● To do:
List all lines of the data that include the string "React".
[BEGIN Supplied material]
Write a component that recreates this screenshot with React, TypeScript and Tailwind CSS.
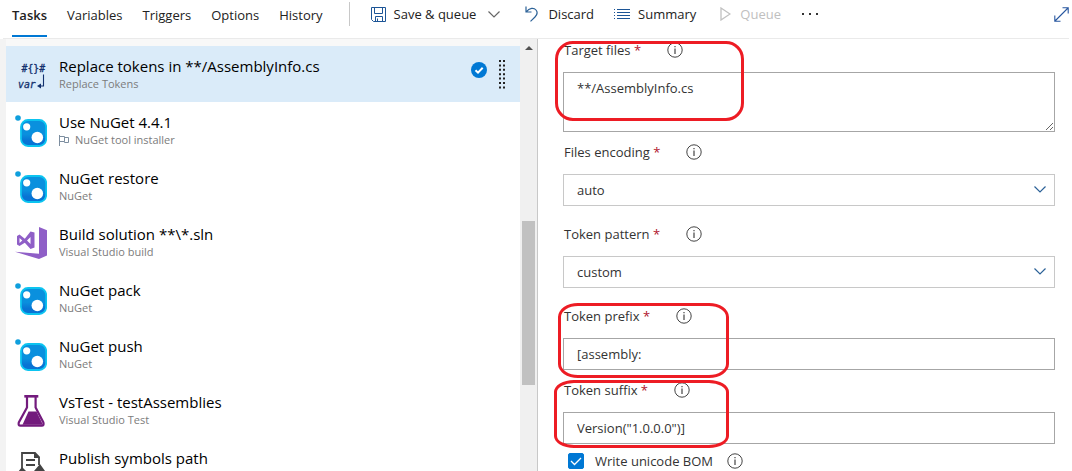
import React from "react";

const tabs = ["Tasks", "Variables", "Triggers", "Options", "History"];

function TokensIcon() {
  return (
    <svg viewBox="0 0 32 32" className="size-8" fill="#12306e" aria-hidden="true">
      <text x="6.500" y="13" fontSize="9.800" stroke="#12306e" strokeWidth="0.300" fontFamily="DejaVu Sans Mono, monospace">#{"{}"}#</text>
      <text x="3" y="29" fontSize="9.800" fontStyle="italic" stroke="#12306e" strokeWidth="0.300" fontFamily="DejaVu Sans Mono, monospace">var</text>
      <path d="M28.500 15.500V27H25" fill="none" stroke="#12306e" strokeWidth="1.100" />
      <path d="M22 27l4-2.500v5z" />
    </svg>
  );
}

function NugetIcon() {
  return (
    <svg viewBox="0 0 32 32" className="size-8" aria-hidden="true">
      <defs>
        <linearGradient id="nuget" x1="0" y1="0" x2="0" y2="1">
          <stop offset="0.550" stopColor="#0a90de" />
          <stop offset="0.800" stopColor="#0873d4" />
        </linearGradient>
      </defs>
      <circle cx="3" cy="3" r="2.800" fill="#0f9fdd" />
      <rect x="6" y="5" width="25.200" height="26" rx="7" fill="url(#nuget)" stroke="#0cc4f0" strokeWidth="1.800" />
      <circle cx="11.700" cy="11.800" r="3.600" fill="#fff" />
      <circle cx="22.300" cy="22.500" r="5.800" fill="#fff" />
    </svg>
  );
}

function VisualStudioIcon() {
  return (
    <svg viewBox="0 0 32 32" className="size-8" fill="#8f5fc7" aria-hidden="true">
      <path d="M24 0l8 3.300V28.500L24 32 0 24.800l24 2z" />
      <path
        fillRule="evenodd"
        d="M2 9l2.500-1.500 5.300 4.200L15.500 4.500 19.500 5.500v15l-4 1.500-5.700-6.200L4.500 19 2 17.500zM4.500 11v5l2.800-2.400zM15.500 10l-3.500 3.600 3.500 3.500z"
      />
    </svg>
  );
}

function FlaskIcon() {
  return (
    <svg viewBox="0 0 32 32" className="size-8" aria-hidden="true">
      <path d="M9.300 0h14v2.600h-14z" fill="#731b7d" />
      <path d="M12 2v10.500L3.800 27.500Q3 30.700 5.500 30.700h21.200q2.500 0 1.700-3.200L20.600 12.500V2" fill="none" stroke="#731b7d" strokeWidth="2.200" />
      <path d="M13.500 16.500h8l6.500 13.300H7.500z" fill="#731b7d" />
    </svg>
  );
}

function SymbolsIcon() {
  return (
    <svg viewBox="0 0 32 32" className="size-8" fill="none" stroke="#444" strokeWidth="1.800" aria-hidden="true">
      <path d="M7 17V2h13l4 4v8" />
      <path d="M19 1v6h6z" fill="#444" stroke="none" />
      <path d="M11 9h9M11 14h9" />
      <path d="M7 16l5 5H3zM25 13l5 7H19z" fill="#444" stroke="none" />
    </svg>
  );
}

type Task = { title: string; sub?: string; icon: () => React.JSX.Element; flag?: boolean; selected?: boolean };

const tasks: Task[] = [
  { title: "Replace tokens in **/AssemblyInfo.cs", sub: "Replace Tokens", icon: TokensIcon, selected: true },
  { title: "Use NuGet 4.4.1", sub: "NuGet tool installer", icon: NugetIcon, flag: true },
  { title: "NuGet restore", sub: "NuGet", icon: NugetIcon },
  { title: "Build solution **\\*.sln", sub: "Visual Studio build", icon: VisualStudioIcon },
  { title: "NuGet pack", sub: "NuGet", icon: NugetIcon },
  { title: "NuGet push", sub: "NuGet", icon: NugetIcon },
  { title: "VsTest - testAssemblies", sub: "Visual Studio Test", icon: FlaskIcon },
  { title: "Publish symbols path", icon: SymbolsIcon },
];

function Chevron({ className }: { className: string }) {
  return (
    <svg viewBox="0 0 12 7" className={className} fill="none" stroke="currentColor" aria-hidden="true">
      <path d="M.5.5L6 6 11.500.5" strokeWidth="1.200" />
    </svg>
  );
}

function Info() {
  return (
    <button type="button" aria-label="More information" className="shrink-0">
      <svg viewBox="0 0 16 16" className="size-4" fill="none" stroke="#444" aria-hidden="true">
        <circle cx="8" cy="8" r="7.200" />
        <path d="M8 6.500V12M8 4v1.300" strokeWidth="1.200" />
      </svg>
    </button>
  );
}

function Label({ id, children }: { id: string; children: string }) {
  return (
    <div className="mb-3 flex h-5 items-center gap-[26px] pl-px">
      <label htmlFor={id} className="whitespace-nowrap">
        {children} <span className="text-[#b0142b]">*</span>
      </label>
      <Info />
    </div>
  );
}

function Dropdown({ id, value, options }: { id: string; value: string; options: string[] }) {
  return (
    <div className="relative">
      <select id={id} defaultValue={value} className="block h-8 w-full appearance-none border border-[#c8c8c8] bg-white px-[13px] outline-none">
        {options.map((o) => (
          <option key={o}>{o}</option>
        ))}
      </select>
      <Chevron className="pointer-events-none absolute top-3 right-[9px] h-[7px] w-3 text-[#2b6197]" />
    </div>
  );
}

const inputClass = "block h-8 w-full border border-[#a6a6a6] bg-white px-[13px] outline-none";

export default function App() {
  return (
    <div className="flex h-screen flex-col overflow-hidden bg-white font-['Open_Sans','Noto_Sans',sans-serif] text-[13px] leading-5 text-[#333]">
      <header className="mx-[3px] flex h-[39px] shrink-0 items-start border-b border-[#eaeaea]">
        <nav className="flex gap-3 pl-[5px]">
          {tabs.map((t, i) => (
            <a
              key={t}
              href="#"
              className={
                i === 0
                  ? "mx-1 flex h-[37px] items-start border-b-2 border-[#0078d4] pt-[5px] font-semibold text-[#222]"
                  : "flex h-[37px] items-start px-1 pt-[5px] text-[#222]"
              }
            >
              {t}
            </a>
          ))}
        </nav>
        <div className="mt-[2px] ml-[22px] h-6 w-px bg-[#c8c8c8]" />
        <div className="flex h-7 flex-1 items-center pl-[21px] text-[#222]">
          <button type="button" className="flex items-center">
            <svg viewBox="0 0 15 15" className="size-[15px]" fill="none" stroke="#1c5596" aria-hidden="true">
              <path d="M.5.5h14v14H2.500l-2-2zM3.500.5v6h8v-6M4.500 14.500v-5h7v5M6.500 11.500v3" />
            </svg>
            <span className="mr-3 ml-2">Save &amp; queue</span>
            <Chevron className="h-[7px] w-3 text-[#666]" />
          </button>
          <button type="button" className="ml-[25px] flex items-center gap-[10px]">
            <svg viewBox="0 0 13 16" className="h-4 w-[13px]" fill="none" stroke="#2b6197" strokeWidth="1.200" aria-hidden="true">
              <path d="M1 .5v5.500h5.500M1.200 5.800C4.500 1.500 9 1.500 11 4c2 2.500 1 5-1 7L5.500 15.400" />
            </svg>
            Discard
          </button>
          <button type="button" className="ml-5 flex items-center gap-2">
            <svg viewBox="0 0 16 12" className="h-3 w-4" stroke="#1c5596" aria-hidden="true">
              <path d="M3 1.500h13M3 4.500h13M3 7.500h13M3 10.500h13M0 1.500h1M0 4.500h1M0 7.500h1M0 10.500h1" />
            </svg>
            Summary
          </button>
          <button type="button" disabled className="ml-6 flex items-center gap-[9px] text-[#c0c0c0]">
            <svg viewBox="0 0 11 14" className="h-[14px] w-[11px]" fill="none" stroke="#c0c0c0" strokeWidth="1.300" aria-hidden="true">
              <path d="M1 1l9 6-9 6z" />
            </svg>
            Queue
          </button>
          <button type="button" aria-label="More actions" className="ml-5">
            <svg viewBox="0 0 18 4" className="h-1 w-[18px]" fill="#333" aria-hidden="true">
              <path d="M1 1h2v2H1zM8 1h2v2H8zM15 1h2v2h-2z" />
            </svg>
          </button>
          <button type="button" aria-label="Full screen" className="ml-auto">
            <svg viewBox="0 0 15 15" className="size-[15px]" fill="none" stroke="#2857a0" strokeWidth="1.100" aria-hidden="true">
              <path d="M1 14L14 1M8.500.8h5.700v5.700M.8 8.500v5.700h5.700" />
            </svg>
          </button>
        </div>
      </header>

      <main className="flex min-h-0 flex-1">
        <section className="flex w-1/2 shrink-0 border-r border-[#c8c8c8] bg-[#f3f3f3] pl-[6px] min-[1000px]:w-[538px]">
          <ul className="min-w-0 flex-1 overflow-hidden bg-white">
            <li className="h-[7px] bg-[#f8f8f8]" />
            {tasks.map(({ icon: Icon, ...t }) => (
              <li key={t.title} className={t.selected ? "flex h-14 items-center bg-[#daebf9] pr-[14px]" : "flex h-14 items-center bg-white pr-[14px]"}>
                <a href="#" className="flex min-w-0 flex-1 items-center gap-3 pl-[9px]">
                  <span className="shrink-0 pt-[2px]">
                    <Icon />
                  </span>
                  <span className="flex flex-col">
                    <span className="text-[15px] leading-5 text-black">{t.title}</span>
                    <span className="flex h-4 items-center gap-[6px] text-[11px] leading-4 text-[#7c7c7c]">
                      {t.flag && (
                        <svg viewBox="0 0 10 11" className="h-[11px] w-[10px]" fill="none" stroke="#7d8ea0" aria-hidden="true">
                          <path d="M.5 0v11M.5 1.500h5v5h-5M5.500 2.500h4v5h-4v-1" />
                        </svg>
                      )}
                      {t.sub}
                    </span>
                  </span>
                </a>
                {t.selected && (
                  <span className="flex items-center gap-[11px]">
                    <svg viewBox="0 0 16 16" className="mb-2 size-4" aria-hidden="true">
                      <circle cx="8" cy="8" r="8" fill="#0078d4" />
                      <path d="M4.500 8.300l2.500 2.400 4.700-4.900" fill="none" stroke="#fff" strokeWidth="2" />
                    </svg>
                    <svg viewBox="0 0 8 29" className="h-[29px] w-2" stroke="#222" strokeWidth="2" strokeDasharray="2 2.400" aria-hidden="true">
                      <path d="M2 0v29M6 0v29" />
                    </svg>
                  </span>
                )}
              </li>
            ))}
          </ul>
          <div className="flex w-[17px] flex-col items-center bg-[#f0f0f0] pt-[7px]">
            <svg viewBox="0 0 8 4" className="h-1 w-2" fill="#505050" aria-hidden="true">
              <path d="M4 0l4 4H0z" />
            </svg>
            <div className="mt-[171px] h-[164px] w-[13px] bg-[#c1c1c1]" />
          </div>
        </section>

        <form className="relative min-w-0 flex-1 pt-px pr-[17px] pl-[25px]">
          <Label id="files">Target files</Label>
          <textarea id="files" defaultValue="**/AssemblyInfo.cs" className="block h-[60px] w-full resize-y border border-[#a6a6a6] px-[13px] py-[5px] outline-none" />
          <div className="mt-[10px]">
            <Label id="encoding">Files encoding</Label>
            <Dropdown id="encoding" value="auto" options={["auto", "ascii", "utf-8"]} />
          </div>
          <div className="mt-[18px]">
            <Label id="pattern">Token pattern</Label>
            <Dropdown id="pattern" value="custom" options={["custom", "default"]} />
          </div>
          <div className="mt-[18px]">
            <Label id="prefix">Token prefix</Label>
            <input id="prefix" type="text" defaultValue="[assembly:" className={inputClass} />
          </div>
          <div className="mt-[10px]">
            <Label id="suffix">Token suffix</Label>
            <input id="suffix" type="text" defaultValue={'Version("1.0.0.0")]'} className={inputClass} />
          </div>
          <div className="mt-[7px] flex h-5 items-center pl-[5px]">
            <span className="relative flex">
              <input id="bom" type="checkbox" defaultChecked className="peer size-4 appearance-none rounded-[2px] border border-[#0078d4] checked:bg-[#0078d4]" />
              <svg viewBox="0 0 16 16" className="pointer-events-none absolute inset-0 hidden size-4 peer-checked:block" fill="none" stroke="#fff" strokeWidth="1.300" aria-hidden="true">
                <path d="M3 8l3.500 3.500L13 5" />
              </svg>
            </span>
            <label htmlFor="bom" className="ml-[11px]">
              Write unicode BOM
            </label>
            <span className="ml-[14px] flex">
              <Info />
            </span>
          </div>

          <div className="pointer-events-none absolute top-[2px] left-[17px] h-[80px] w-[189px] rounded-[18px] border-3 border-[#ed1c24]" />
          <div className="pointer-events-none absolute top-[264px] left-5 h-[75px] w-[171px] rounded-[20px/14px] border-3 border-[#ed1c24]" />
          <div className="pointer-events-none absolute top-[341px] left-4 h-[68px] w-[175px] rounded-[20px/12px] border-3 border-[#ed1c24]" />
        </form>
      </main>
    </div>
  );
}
[END Supplied material]
● Solution to the problem:
Write a component that recreates this screenshot with React, TypeScript and Tailwind CSS.
import React from "react";
type Task = { title: string; sub?: string; icon: () => React.JSX.Element; flag?: boolean; selected?: boolean };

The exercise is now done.